さきほど新聞社という存在について書きましたが、今度は放送局です。
水島宏明さんという日テレの記者・ディレクターだった方が、国谷裕子さんの「クロ現」降板について述べていました。
水島宏明 2016年01月10日 13:39
「国谷キャスター降板」に異議あり! ちょっと待ってほしい!!
http://blogos.com/article/154107/
水島さんは国谷さんを、菅官房長官に安保法案についてインタビューした時の様子について、「短い時間に、あれほど相手を「理詰め」で追い詰めていけるキャスターを私は現在放送されているすべての報道番組を見渡しても見つけることはできない。あのワザは並のキャスターではできない」と持ち上げています。
私自身はあのインタビューを詳細に聴いたけれど「それほどだったかな」という印象です。
ですが、政権担当者に臆することなく国民が持っている疑問をぶつけた姿勢は「最近の報道番組では貴重な存在だ」と感じはしました。
それほど、放送局の報道番組は、過ぎるほどに安倍政権に気を遣い始めています。
折しも、古舘伊知郎キャスターの降板が伝えられ、後任に局アナの富川悠太さんが収まることになったそうです。
http://www.huffingtonpost.jp/2016/01/08/hodo-station-new-anchor_n_8936784.html
報道ステーションもいよいよ「どうでもいい番組」になるかなと思いました。
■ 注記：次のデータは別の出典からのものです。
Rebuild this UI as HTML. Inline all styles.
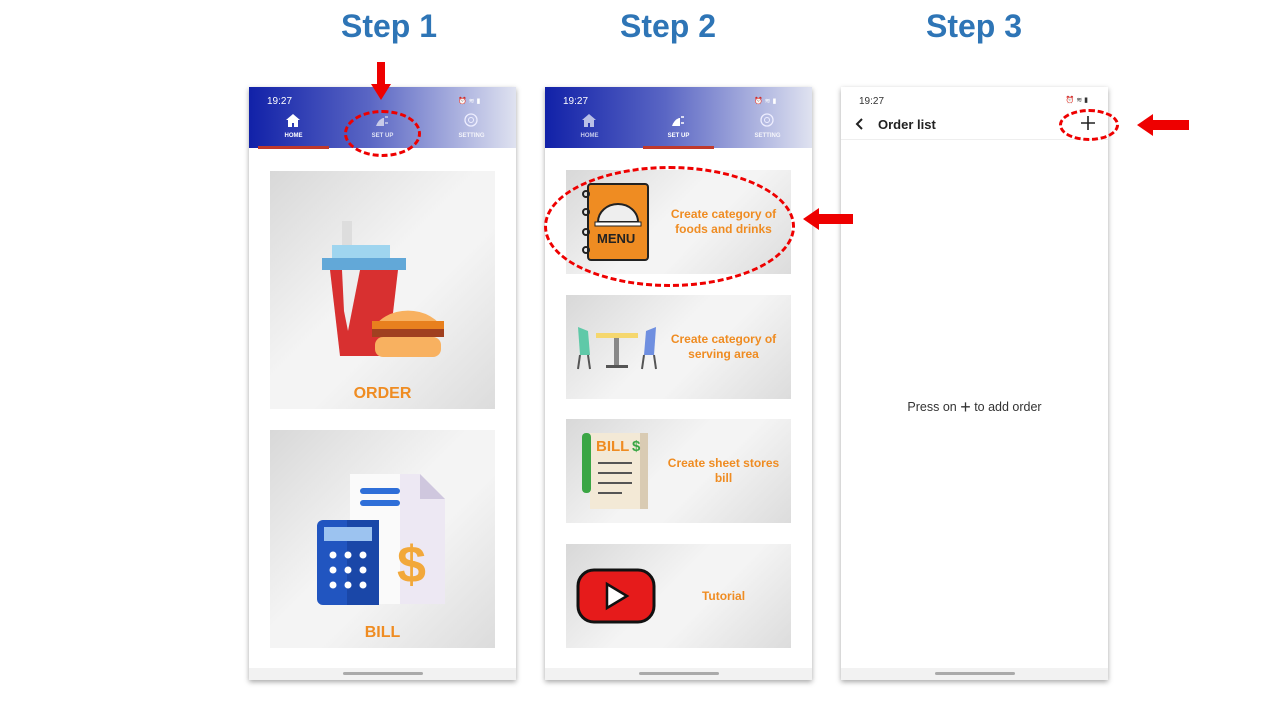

若いサラリーマンがキャスターになっても、古舘伊知郎ほど大胆な問題提起はできないだろうと思うからです。
キャスターがジャーナリスティックな視点で問題提起をするには、自身でよく勉強をし、視聴者の反応を見ながら政権に刃を突きつけるバランス感覚が必要です.。古館氏は実にそこを意欲的にかつ細心の注意を払って進んでいたと思います。
でも、若手サラリーマンという身分では経営上層部からの意向にウェイトを置かざるをえなくなり、バランスは政権批判から遠くなります。
話をクロ現に戻すと、国谷さんの後にだれが類似の番組を引き継ぐのかというと、、やはり局アナなのでしょう。
思い起こすと、クロ現がBPOに訴えられて「やらせ」インタビューを指摘されたことは、正直のところ、そんなに責めることかという感じです。まあ被害を受けたと称する「ブローカー」氏の被害がどれほどのものか疑問だからです。顔も出さず声も変えていたので、誰だかわかるのは関係者以外にいないからです。
でも、政権は「放送法4条」とやらを盾に総務大臣がNHKに「指導」をしたとのこと。ここぞとばかりに小さな穴をえぐってきました。
普段はクロ現から正当な情報と評価によって政権の政策を批判されてきたのでぐうの音も出せなかったからでしょう、このくらいしか攻め口が見つからなかったのかもしれません。
そもそも総務省が放送免許を取り扱っていること自体がおかしなことです。政権に生殺与奪の権を握られているのに、放送局がまともな政権評価ができるはずなどないのですから。
この矛盾した構造は我が国の放送免許制度の大きな欠陥です。
歴史を振り返ると、安倍政権前の歴代政権は、その放送免許権限をちらつかせつつも、報道番組に表立って圧力をかけることはしませんでした。
おそらく、放送局の「報道の自由」について理解があったでしょうし、その理解のあるところを見せようという「見栄」もあったでしょう。もしかしたら、放送免許取り上げを表立ってちらつかせると、その矛盾構造が国民に知られてしまうと恐れたのかもしれません。
ところが、安倍政権が違うのは、報道機関に圧力をかけることをためらわなくなった点です。
なぜ従前の政権とこのような違いが出てきたのでしょう。
原因は、政権側と報道機関側にあるように考えます。
まず、政権側について言うと、報道機関に圧力をかけることが悪いことであるという建前を知らない「無知」な政治家が増えたということです。特にそんな当たり前の知性のある人は、政権与党のメンバーでも中枢には呼ばれなくなったようです。以前、広告主を通じて報道機関に圧力をかけよう、と言ったバカ手もとい若手政治家がいましたが、政権内は、そういう会話が普通にかわされる雰囲気なのだろうと思います。
他方、報道機関側について言うと、その経営者たちに政権を批判する気持ちが喪失していったことがあるのかもしれません。現場が意欲的な記事を書き、また、丹念に取材・調査して番組を制作しても、発表させない、ということが起きています。
前の日記で、新聞社の報道を批判しましたが、こういう状況では放送局の報道も信用できないな、という印象を持ちます。
さて、私たちはどうしたらいいのでしょう。
たよりはネットメディア、あるいは、ネット民だけだという感じです。
mixiの住民の皆さん、頼りにしています。